Humanitarian activists claim that the increased fortification of the border through the construction of a fence and deployment of manpower is to blame for stories like Chigo’s.
“The border has been built in the most intentional way to use the desert as a deterrent, as a weapon that has cost thousands of lives,” said Staton.
And extreme heat is not the only threat to their lives. As the business of human smuggling is getting more lucrative, migrants are often subject to kidnappings and women are exposed to sexual abuse and rape by border bandits.
Yet the Border Patrol in Tucson cites a decrease in the number of arrests this fiscal year — which began in October 2008 — as a sign of success of the border strategy.
Apprehensions are down by 30 percent, from 235,800 in 2008 to 164,600 in 2009.
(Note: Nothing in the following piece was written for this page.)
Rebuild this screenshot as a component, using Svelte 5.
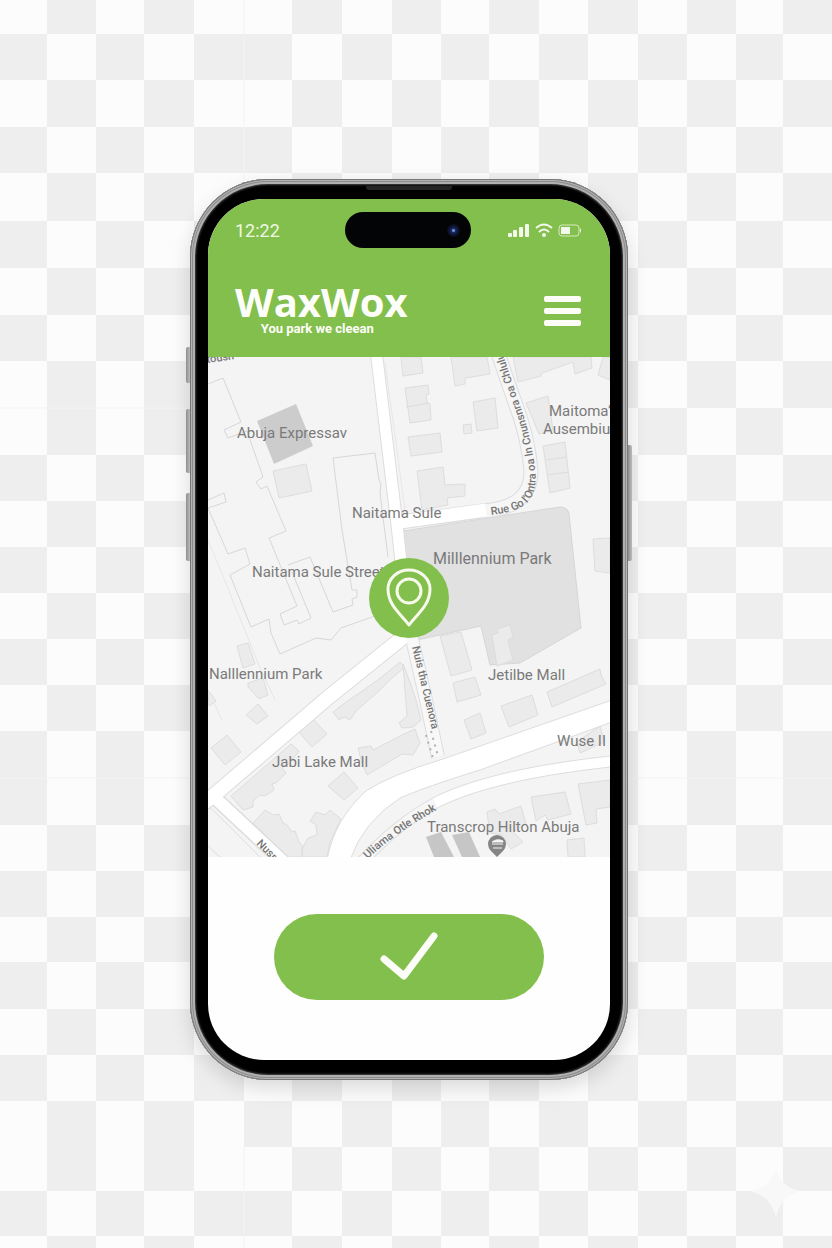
<script>
  const cols = [0, 47, 96, 144, 194, 244, 292, 342, 392, 441, 489, 539, 588, 638, 687, 736, 783, 832];
  const rows = [0, 34, 80, 127, 173, 221, 268, 315, 361, 408, 455, 501, 547, 593, 639, 685, 731, 778, 825, 871, 917, 962, 1009, 1055, 1101, 1147, 1191, 1236, 1248];

  function isDark(r, c) {
    const shift = c < 5 ? (r >= 9) + (r >= 17) + (r >= 25) : 1 + (r >= 17);
    return (r + c + shift) % 2 === 1;
  }

  const cells = [];
  for (let r = 0; r < rows.length - 1; r++) {
    for (let c = 0; c < cols.length - 1; c++) {
      if (isDark(r, c)) {
        cells.push({ x: cols[c], y: rows[r], w: cols[c + 1] - cols[c], h: rows[r + 1] - rows[r] });
      }
    }
  }

  const outlines = [
    'M208 384L223 378L241 422L224 430L228 438L247 431L263 477L256 482L261 489L267 486L286 531L269 538L297 606L280 614L284 625L297 620L299 624L311 618L292 572',
    'M208 500L224 493L226 502L208 508L228 554L245 548L250 564L230 575L251 627L269 619L271 633L280 654L316 638L331 640L341 628L375 616',
    'M342 530L333 458L375 453L379 480L381 484L380 493L388 557',
    'M342 530L352 590L357 590L357 597L352 599L353 605L333 612L310 557L288 565'
  ];

  const buildings = [
    '273,471 306,464 312,491 279,498',
    '237,646 248,643 255,664 243,668', '248,683 263,678 268,695 259,699 248,687',
    '246,715 258,704 268,716 257,724', '211,748 227,735 241,752 225,765', '208,690 216,701 209,706',
    '401,357 421,357 423,373 403,376',
    '405,388 428,385 429,394 426,395 427,403 430,404 431,420 410,423',
    '451,357 487,357 490,374 465,378 465,384 455,386',
    '513,357 573,357 591,357 592,368 575,374 573,362 542,373 541,376 518,382',
    '603,357 610,357 610,380 598,375',
    '473,402 495,398 498,428 477,431', '463,425 471,424 472,433 464,434',
    '408,437 440,433 442,452 411,456',
    '417,471 443,467 445,485 465,484 465,496 447,498 448,505 422,510',
    '526,403 548,396 553,430 539,434',
    '543,446 565,442 570,488 550,493',
    '593,539 610,538 610,573 595,571',
    '440,636 461,632 472,670 451,676', '453,683 475,677 481,695 457,702',
    '464,720 480,713 486,733 471,739',
    '501,706 532,695 538,715 509,727', '547,692 600,669 601,675 606,684 552,707',
    '577,742 600,726 604,742 580,753',
    '531,797 565,792 571,814 548,820 545,815 536,821',
    '578,784 610,780 610,807 596,809 597,823 586,825',
    '487,812 495,809 499,814 521,806 526,824 513,832 523,842 511,849 502,835 490,833',
    '567,840 584,838 585,857 568,857',
    '333,712 346,702 361,692 383,676 400,662 405,667 392,678 380,690 372,697 356,711 350,720 344,717 339,720',
    '403,664 410,682 416,700 421,720 413,727 402,728 399,723 407,716',
    '358,748 371,746 373,750 402,735 415,729 420,743 413,755 402,754 367,775 362,763',
    '298,731 313,719 327,734 312,747', '328,786 344,772 358,788 344,800',
    '231,796 291,744 299,751 290,763 282,768 286,773 276,783 272,784 274,790 265,796 260,795 253,801 253,807 243,810',
    '253,823 265,810 273,815 279,814 283,823 287,825 292,832 295,831 299,842 302,845 302,857 287,857',
    '303,847 308,838 317,835 316,825 310,821 316,812 325,815 330,810 341,819 330,842 327,857 302,857'
  ];

  const labels = [
    { t: 'Abuja Expressav', x: 237, y: 438 },
    { t: 'Naitama Sule', x: 352, y: 518 },
    { t: 'Naitama Sule Street', x: 252, y: 577 },
    { t: 'Nalllennium Park', x: 209, y: 679 },
    { t: 'Jabi Lake Mall', x: 272, y: 767 },
    { t: 'Jetilbe Mall', x: 488, y: 680 },
    { t: 'Maitoma’l', x: 549, y: 416 },
    { t: 'Ausembiu', x: 543, y: 434 },
    { t: 'Wuse II', x: 557, y: 746 },
    { t: 'Transcrop Hilton Abuja', x: 427, y: 832 }
  ];
</script>

<main>
  <svg class="board" viewBox="0 0 832 1248" preserveAspectRatio="xMidYMin slice" aria-hidden="true">
    <g shape-rendering="crispEdges">
      {#each cells as c}
        <rect x={c.x} y={c.y} width={c.w} height={c.h} fill="#eeeeee" />
      {/each}
    </g>
    <path d="M244 0V180M0 408H190M0 778H190M628 778H832M244 1147V1248" stroke="#f3f3f3" fill="none" />
    <path d="M776 1168Q781 1188 801 1191Q781 1196 776 1217Q771 1196 750 1191Q771 1188 776 1168Z" fill="#f8f8f8" />
  </svg>

  <div class="phone">
    <span class="key left k1"></span>
    <span class="key left k2"></span>
    <span class="key left k3"></span>
    <span class="key right k4"></span>
    <span class="speaker"></span>

    <div class="screen">
      <header>
        <div class="status">
          <span class="time">12:22</span>
          <span class="island"><span class="lens"></span></span>
          <svg class="signals" viewBox="0 0 74 16" role="img" aria-label="Signal, Wi-Fi and battery">
            <g fill="#f4f8ec">
              <rect x="1" y="11" width="4" height="4" rx="1" />
              <rect x="6" y="8" width="4" height="7" rx="1" />
              <rect x="12" y="5" width="4" height="10" rx="1" />
              <rect x="18" y="2" width="4" height="13" rx="1" />
              <circle cx="37" cy="13" r="2" />
              <rect x="54" y="5" width="9" height="7" />
              <path d="M73 6q2 2 0 5z" />
            </g>
            <g fill="none" stroke="#f4f8ec" stroke-width="2">
              <path d="M29 6Q37 -1 45 6" />
              <path d="M32 10Q37 5 42 10" />
            </g>
            <rect x="52" y="3" width="20" height="11" rx="3" fill="none" stroke="#d6eabd" />
          </svg>
        </div>
        <div class="bar">
          <div class="brand">
            <h1>WaxWox</h1>
            <p>You park we cleean</p>
          </div>
          <button class="menu" aria-label="Menu"><i></i><i></i><i></i></button>
        </div>
      </header>

      <svg class="map" viewBox="208 357 402 500" role="img" aria-label="Map">
        <defs>
          <path id="street-north" d="M491 515Q517 512 527 503Q538 492 535 468Q530 430 517 397L500 345" />
          <path id="street-south" d="M412 647L424 697L437 750" />
          <path id="street-west" d="M368 859Q393 834 442 807" />
          <path id="street-corner" d="M256 844L280 868" />
        </defs>
        <rect x="208" y="357" width="402" height="500" fill="#f4f4f4" />

        <path d="M403 531L560 507Q568 507 569 514L581 628L520 663L490 665L481 626L403 643Z" fill="#e1e1e1" stroke="#d6d6d6" />
        <path d="M492 635L498 633L497 629L510 625L513 637L508 640L513 660L497 666Z" fill="#ebebeb" stroke="#dcdcdc" />

        <g fill="none" stroke="#d7d7d7">
          {#each outlines as d}
            <path {d} />
          {/each}
          <path d="M208 540L231 596L260 668L275 700M208 690L222 720M385 362L405 510" stroke="#e6e6e6" />
        </g>
        <g fill="#ebebeb" stroke="#dddddd" stroke-linejoin="round">
          {#each buildings as points}
            <polygon {points} />
          {/each}
        </g>
        <path d="M406 407L429 403M546 460L567 457M547 475L569 472" stroke="#dddddd" />
        <polygon points="257,421 296,404 313,446 274,464" fill="#cccccc" />
        <polygon points="426,837 441,832 454,857 434,857" fill="#c6c6c6" />
        <polygon points="452,835 469,832 480,857 462,857" fill="#c6c6c6" />

        <g fill="none" stroke="#dddddd">
          <path d="M376 350L397 525L404 590" stroke-width="13" />
          <path d="M400 522L482 511Q532 508 531 470Q528 435 513 397L497 350" stroke-width="15" />
          <path d="M412 630L330 696L214 795L200 806" stroke-width="16" />
          <path d="M212 795L290 868" stroke-width="15" />
          <path d="M410 630L426 700L438 757" stroke-width="14" />
          <path d="M357 867Q395 825 435 803Q492 774 615 761" stroke-width="12" />
          <path d="M208 806L216 813L260 857M208 846L220 857" />
        </g>
        <path d="M327 860Q334 820 366 791Q390 775 443 759L612 700V722L480 770Q425 787 400 798Q363 822 350 860Z" fill="#ffffff" stroke="#dddddd" />
        <g fill="none" stroke="#ffffff">
          <path d="M376 350L397 525L404 590" stroke-width="11" />
          <path d="M482 511Q532 508 531 470Q528 435 513 397L497 350" stroke="#f6f6f6" stroke-width="13" />
          <path d="M400 522L486 510" stroke-width="13" />
          <path d="M412 630L330 696L214 795L200 806" stroke-width="14" />
          <path d="M212 795L290 868" stroke-width="12" />
          <path d="M410 630L426 700L438 757" stroke="#f8f8f8" stroke-width="12" />
          <path d="M357 867Q395 825 435 803" stroke="#f6f6f6" stroke-width="10" />
          <path d="M435 803Q492 774 615 761" stroke-width="10" />
        </g>
        <path d="M426 735L433 758M431 731L438 756" stroke="#b0b0b0" stroke-width="2" stroke-dasharray="2 5" />

        <g class="place">
          {#each labels as l}
            <text x={l.x} y={l.y}>{l.t}</text>
          {/each}
          <text class="large" x="433" y="564">Milllennium Park</text>
        </g>
        <g class="street">
          <text><textPath href="#street-north">Rue Go l’Ontra oa ln Cnunsnra oa Chlulu</textPath></text>
          <text><textPath href="#street-south">Nuis tha Cuenora</textPath></text>
          <text><textPath href="#street-west">Uliama Otle Rhok</textPath></text>
          <text><textPath href="#street-corner">Nusr</textPath></text>
          <text x="207" y="363" transform="rotate(-8 207 363)">tousn</text>
        </g>

        <path d="M497 857L491 851Q488 848 488 844A9 9 0 0 1 506 844Q506 848 503 851Z" fill="#858585" />
        <path d="M492 842Q497 838 503 841V842ZM492 844H503M493 848H502" fill="#f4f4f4" stroke="#f4f4f4" />

        <circle cx="409" cy="598" r="40" fill="#83bf4c" />
        <g fill="none" stroke="#f7faec" stroke-width="3">
          <path d="M409 625C402 615 388 606 388 589A21 19 0 0 1 430 589C430 606 416 615 409 625Z" stroke-linejoin="round" />
          <circle cx="409" cy="591" r="12" />
        </g>
      </svg>

      <footer>
        <button class="confirm" aria-label="Confirm location">
          <svg viewBox="0 0 60 50" aria-hidden="true">
            <path d="M5 27L25 44L55 4" fill="none" stroke="#fcfdf8" stroke-width="7" stroke-linecap="round" stroke-linejoin="round" />
          </svg>
        </button>
      </footer>
    </div>
  </div>
</main>

<style>
  :global(body) {
    margin: 0;
    background: #fbfcfb;
  }

  main {
    position: relative;
    box-sizing: border-box;
    min-height: 100vh;
    padding: 179px 14px 168px 0;
    display: flex;
    justify-content: center;
    align-items: flex-start;
    overflow: hidden;
    font-family: Roboto, "Liberation Sans", sans-serif;
  }

  .board {
    position: absolute;
    inset: 0;
    width: 100%;
    height: 100%;
  }

  .phone {
    position: relative;
    box-sizing: border-box;
    width: 100%;
    max-width: 438px;
    padding: 20px 18px;
    border-radius: 78px;
    background: #000000;
    box-shadow:
      inset 0 0 0 1px #777777,
      inset 0 0 0 2px #b4b4b4,
      inset 0 0 0 3px #8c8c8c,
      inset 0 0 0 5px #b0b0b0,
      inset 0 0 2px 6px #444444,
      0 8px 20px rgba(0, 0, 0, 0.14);
  }

  .key {
    position: absolute;
    width: 4px;
    background: linear-gradient(90deg, #8d8d8d, #bcbcbc);
  }

  .left {
    right: 100%;
    border-radius: 2px 0 0 2px;
  }

  .right {
    left: 100%;
    border-radius: 0 2px 2px 0;
  }

  .k1 { top: 168px; height: 36px; }
  .k2 { top: 230px; height: 64px; }
  .k3 { top: 314px; height: 68px; }
  .k4 { top: 266px; height: 116px; }

  .speaker {
    position: absolute;
    top: 7px;
    left: 50%;
    width: 86px;
    height: 4px;
    margin-left: -43px;
    border-radius: 0 0 3px 3px;
    background: #252525;
  }

  .screen {
    overflow: hidden;
    border-radius: 56px;
    background: #fefefe;
  }

  header {
    padding: 13px 29px 21px 27px;
    background: #83bf4c;
    color: #fdfef9;
  }

  .status {
    display: grid;
    grid-template-columns: 1fr auto 1fr;
    align-items: center;
  }

  .time {
    padding-top: 2px;
    font-size: 18px;
    line-height: 24px;
    color: #eff7e4;
  }

  .island {
    display: flex;
    justify-content: flex-end;
    align-items: center;
    box-sizing: border-box;
    width: 126px;
    height: 36px;
    padding-right: 11px;
    border-radius: 18px;
    background: #030405;
  }

  .lens {
    width: 13px;
    height: 13px;
    border-radius: 50%;
    background: radial-gradient(circle, #6b8ed0 0 1px, #1b2a66 2px, #10183c 4px, #0a0d1c 6px);
  }

  .signals {
    justify-self: end;
    width: 74px;
    height: 16px;
  }

  .bar {
    display: flex;
    justify-content: space-between;
    align-items: center;
    padding-top: 35px;
  }

  .brand {
    display: flex;
    flex-direction: column;
    align-items: center;
  }

  h1 {
    margin: 0;
    font: 700 40px/38px "Open Sans", sans-serif;
  }

  p {
    margin: 0;
    padding-right: 8px;
    font: 700 13px/15px Roboto, sans-serif;
  }

  .menu {
    display: flex;
    flex-direction: column;
    gap: 6px;
    padding: 2px 0 0;
    border: 0;
    background: none;
    cursor: pointer;
  }

  .menu i {
    width: 37px;
    height: 6px;
    border-radius: 2px;
    background: #fdfdf8;
  }

  .map {
    display: block;
    width: 100%;
    height: auto;
  }

  .place {
    font-size: 15px;
    fill: #7a7a7a;
  }

  .large {
    font-size: 16px;
  }

  .street {
    font-size: 11px;
    font-weight: 500;
    fill: #757575;
  }

  footer {
    display: flex;
    justify-content: center;
    padding: 57px 66px 60px;
  }

  .confirm {
    display: flex;
    justify-content: center;
    align-items: center;
    width: 100%;
    height: 86px;
    padding: 0;
    border: 0;
    border-radius: 43px;
    background: #83bf4c;
    cursor: pointer;
  }

  .confirm svg {
    width: 60px;
    height: 50px;
  }
</style>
The death toll on the 262 miles of the Tucson border has increased from 79 fatalities in 2008 to 83 this year.
“The migrant death rate is going up. It’s not necessarily the total number of deaths, it’s the ratio of the number of people that are crossing and dying,” said Rev. Robin Hoover, president of Humane Borders, a humanitarian group that provides water in the desert at 102 water stations.
Hoover claims increased enforcement is pushing people into more desolate areas, making it harder to reach them with aid. One of these main points is the Tohono O’odham nation land.
Mike Wilson, a Native American who has been leaving water tanks in the reservation, said that recently, tribal police officers told him to take them down.
“I respectfully declined,” said Wilson, only to find out later that somebody had taken them away. Now he’s substituting them with gallon jugs.
Humanitarian aid volunteers claim things have gotten more difficult in the last four years.
In 2005, volunteers Shanti Sellz and Daniel Strauss were accused of human smuggling after attempting to transport a group of injured migrants to the hospital. The charges against them were later dropped. Their case was the catalyst for launching a campaign called “Humanitarian aid is not a Crime.”
Staton’s is not the first case to go to court for littering charges.
In 2008, Dan Millis, another NMD volunteer, found the body of a 14-year-old girl from El Salvador in the desert. Motivated by the tragedy, two days later Millis was leaving water jugs around the migrant trails where he found her and was ticketed by the U.S. Fish and Wildlife Service. He refused to pay the $175 fine and fought the littering misdemeanor charge on the grounds that humanitarian aid is not a crime.
The U.S. federal attorney’s office would not comment on Staton’s case since his sentencing is pending for Aug. 4. He could face one year in jail or up to $10,000 in fines.
Staton is planning to go to seminary school to become a Unitarian Universalist minister. He hopes his story brings attention to the human rights crisis on the border.
In 2008, the Special Rapporteur to the United Nations issued a report stating that the U.S. has failed to adhere to its international obligations to make the human rights of migrants a national priority.
“It’s the responsibility of the people to come out and say we won’t let these people die,” said Staton. “Maybe we can’t drive them somewhere, but we are just not going to let them die.”